EXERCISE DESCRIPTION:
Each line that holds the word "styles" should be returned.

----

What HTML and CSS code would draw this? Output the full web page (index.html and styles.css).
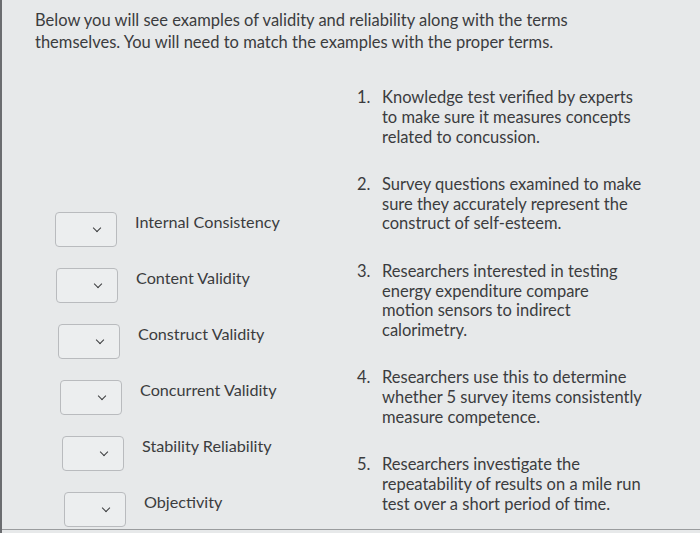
FILE: index.html
```html
<!DOCTYPE html>
<html>
<head>
<meta charset="utf-8">
<link rel="stylesheet" href="styles.css">
</head>
<body>
<div class="page">
  <p class="intro">Below you will see examples of validity and reliability along with the terms<br>themselves. You will need to match the examples with the proper terms.</p>
  <div class="main">
    <div class="terms">
      <div class="row"><div class="select"><span class="chev"></span></div><span class="label">Internal Consistency</span></div>
      <div class="row"><div class="select"><span class="chev"></span></div><span class="label">Content Validity</span></div>
      <div class="row"><div class="select"><span class="chev"></span></div><span class="label">Construct Validity</span></div>
      <div class="row"><div class="select"><span class="chev"></span></div><span class="label">Concurrent Validity</span></div>
      <div class="row"><div class="select"><span class="chev"></span></div><span class="label">Stability Reliability</span></div>
      <div class="row"><div class="select"><span class="chev"></span></div><span class="label">Objectivity</span></div>
    </div>
    <ol class="examples">
      <li><span class="num">1.</span><span class="txt">Knowledge test verified by experts<br>to make sure it measures concepts<br>related to concussion.</span></li>
      <li><span class="num">2.</span><span class="txt">Survey questions examined to make<br>sure they accurately represent the<br>construct of self-esteem.</span></li>
      <li><span class="num">3.</span><span class="txt">Researchers interested in testing<br>energy expenditure compare<br>motion sensors to indirect<br>calorimetry.</span></li>
      <li><span class="num">4.</span><span class="txt">Researchers use this to determine<br>whether 5 survey items consistently<br>measure competence.</span></li>
      <li><span class="num">5.</span><span class="txt">Researchers investigate the<br>repeatability of results on a mile run<br>test over a short period of time.</span></li>
    </ol>
  </div>
</div>
</body>
</html>
```
FILE: styles.css
```css
html, body {
  margin: 0;
  padding: 0;
}
body {
  width: 700px;
  height: 533px;
  background: #e7e9ea;
  font-family: Lato, "Open Sans", sans-serif;
  color: #3b3c3e;
  overflow: hidden;
  border-left: 2px solid #6b6d70;
  box-sizing: border-box;
}
.page {
  height: 530px;
  padding: 10px 0 0 33px;
  box-sizing: border-box;
  border-bottom: 1px solid #9a9c9e;
}
.intro {
  margin: 0;
  font-size: 16.5px;
  line-height: 21.5px;
}
.main {
  display: flex;
  margin-top: 35px;
}
.terms {
  width: 322px;
  padding: 124px 0 0 20px;
  box-sizing: border-box;
  display: flex;
  flex-direction: column;
  gap: 21px;
}
.row {
  display: flex;
  align-items: flex-start;
  gap: 18px;
}
.row:nth-child(2) { margin-left: 1px; }
.row:nth-child(3) { margin-left: 3px; }
.row:nth-child(4) { margin-left: 5px; }
.row:nth-child(5) { margin-left: 7px; }
.row:nth-child(6) { margin-left: 9px; }
.select {
  width: 62px;
  height: 35px;
  flex: none;
  box-sizing: border-box;
  border: 1px solid #b9bbbe;
  border-radius: 4px;
  background: #eceeef;
  position: relative;
}
.chev {
  position: absolute;
  left: 38px;
  top: 12px;
  width: 5px;
  height: 5px;
  border-right: 1.8px solid #3b3c3e;
  border-bottom: 1.8px solid #3b3c3e;
  transform: rotate(45deg);
}
.label {
  font-size: 16.2px;
  line-height: 20px;
  margin-top: 0;
}
.examples {
  list-style: none;
  margin: 0;
  padding: 0;
  display: flex;
  flex-direction: column;
  gap: 27.5px;
  font-size: 16.5px;
  line-height: 19.8px;
}
.examples li {
  display: flex;
}
.num {
  width: 25px;
  flex: none;
}
.txt {
  width: 300px;
}
```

----

OUTPUT:
What HTML and CSS code would draw this? Output the full web page (index.html and styles.css).
<link rel="stylesheet" href="styles.css">
FILE: styles.css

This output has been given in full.